Crow concludes with a plea apparently addressed directly to Trump, followed by a veiled threat: “It’s time for the president to join the ranks of Abraham Lincoln and Teddy Roosevelt as Republicans who have made America great by protecting our environment,” he says.

“If he refuses to do so, it will soon be time for conservation conservatives to hold him to account.”

Oh, sure. Republicans are going to hold Trump to account. What Republicans? When? For what? Every time I turn on my TV, I see a parade of Republicans from all over the country so afraid of him and of his supporters in the party that they won’t even mildly ding him for asking a foreign power to step into an American presidential campaign or for using the lives of allied soldiers as leverage.

They’re afraid to take him to task for treason. I doubt seriously they’re going to take him to task on climate change.

Crow cites a number apparently borrowed from but not attributed to a bombshell government report published last month predicting that unchecked climate change will reduce the size of the U.S. economy by 10% by the end of the century, twice the severity of the Great Depression.

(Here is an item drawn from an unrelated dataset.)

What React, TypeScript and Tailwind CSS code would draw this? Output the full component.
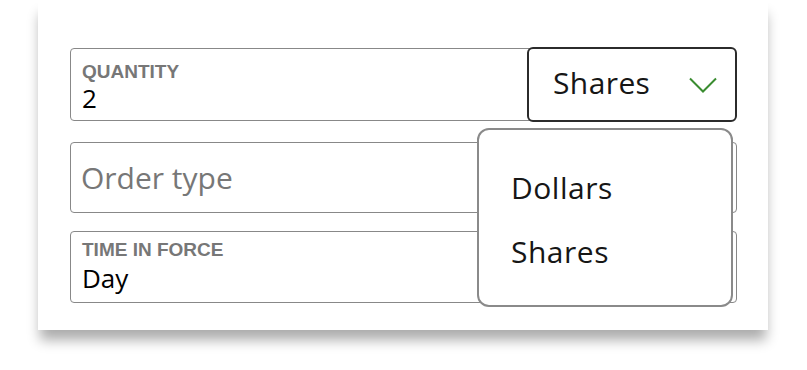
function Label({ children }: { children: string }) {
  return (
    <div className="text-[19px] leading-[22px] font-bold text-[#777] font-['Liberation_Sans',Arial,sans-serif]">
      {children}
    </div>
  )
}

export default function App() {
  return (
    <div className="w-[807px] h-[370px] bg-white overflow-hidden">
      <div className="relative ml-[38px] w-[730px] h-[330px] bg-white shadow-[0_12px_12px_-2px_rgba(0,0,0,0.33)] pt-[47px] pl-[32px] pr-[31px] font-['Open_Sans',sans-serif]">
        {/* ── Quantity + unit select ─────────────────── */}
        <div className="flex items-center">
          <div className="flex-1 h-[73px] border-[1.5px] border-[#888] rounded-l-[4px] pl-[11px] pt-[12px]">
            <Label>QUANTITY</Label>
            <div className="text-[26px] leading-[30px] text-black">2</div>
          </div>
          <button className="relative z-10 -ml-[3px] w-[210px] h-[75px] flex items-center justify-between border-2 border-[#2b2b2b] rounded-[6px] pl-[24px] pr-[18px] pb-[3px] bg-white">
            <span className="text-[30px] leading-none text-[#161616] tracking-[0.4px]">Shares</span>
            <svg width="28" height="16" viewBox="0 0 28 16" fill="none" className="mt-[3px]">
              <polyline points="1,1.5 14,14.5 27,1.5" stroke="#3a8c30" strokeWidth="2" />
            </svg>
          </button>
        </div>

        {/* ── Order type ──────────────────────────────── */}
        <div className="mt-[20px] h-[71px] flex items-center border-[1.5px] border-[#888] rounded-[4px] pl-[10px]">
          <span className="text-[30px] leading-none text-[#777]">Order type</span>
        </div>

        {/* ── Time in force ───────────────────────────── */}
        <div className="mt-[18px] h-[72px] border-[1.5px] border-[#888] rounded-[4px] pl-[11px] pt-[7px]">
          <Label>TIME IN FORCE</Label>
          <div className="mt-[2px] text-[26px] leading-[30px] text-black">Day</div>
        </div>

        {/* ── Open menu ───────────────────────────────── */}
        <ul className="absolute left-[439px] top-[128px] w-[256px] h-[179px] bg-white border-2 border-[#8a8a8a] rounded-[12px] pt-[25px] pl-[32px] text-[30px] text-[#161616] tracking-[0.5px]">
          <li className="h-[64px] flex items-center">Dollars</li>
          <li className="h-[64px] flex items-center">Shares</li>
        </ul>
      </div>
    </div>
  )
}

What he doesn’t say, and what Republicans seem least apt to talk about, is that no national economy is an island. Climate change is already laying the tinder of global instability in a way that ought to preoccupy all of us.

The industrialized economies pump out the vast preponderance of pollutants. But it’s the poorest economies, the ones least equipped with the smallest reserves and thinnest margins of safety, that take it on the chin. Stanford Earth at Stanford University reported this year that global warming has already made global inequality 25% worse than it would have been without warming. And we’re just getting started.

The instability will move faster than the warming. All of this middle-finger posturing behind border walls, the snarls of superiority denigrating refugees as litter, all of that will come back to bite us hard if that’s where we think we’re going to leave it. Paint me a picture of a wall high enough to keep out that world. Then tell me what life will be behind it.

Trammell S. Crow is a generous and thoughtful man whose support has been crucially important to an array of environmental and educational institutions. I don’t mean to snarl or give the middle finger here to anything he said.

But it’s absurd even to imagine the existence of a Republican Party with an environmental soul worth saving. That soul sailed long ago. What’s left is the Republican ignorance movement, with its red eyes snapping, its jaw set firmly against reality and its nose permanently out of joint. If it survives, the rest of us do not.

Also probably on borrowed time is the doctrine of unfettered consumer-based capitalism, piling up riches for the few by cranking out junk for the many. We should hope that some other less destructive form of capitalism will survive. Speaking as a reporter who has covered local government all his life, I am very unhopeful about government alone as a means for achieving anything much beyond its own job tenure.

But in the meantime, we should forget about Teddy Roosevelt riding back into town with his mad grin and pop-bottle specs to usher in a new Republican environmental renaissance. I offer a much easier idea. Just elect Democrats.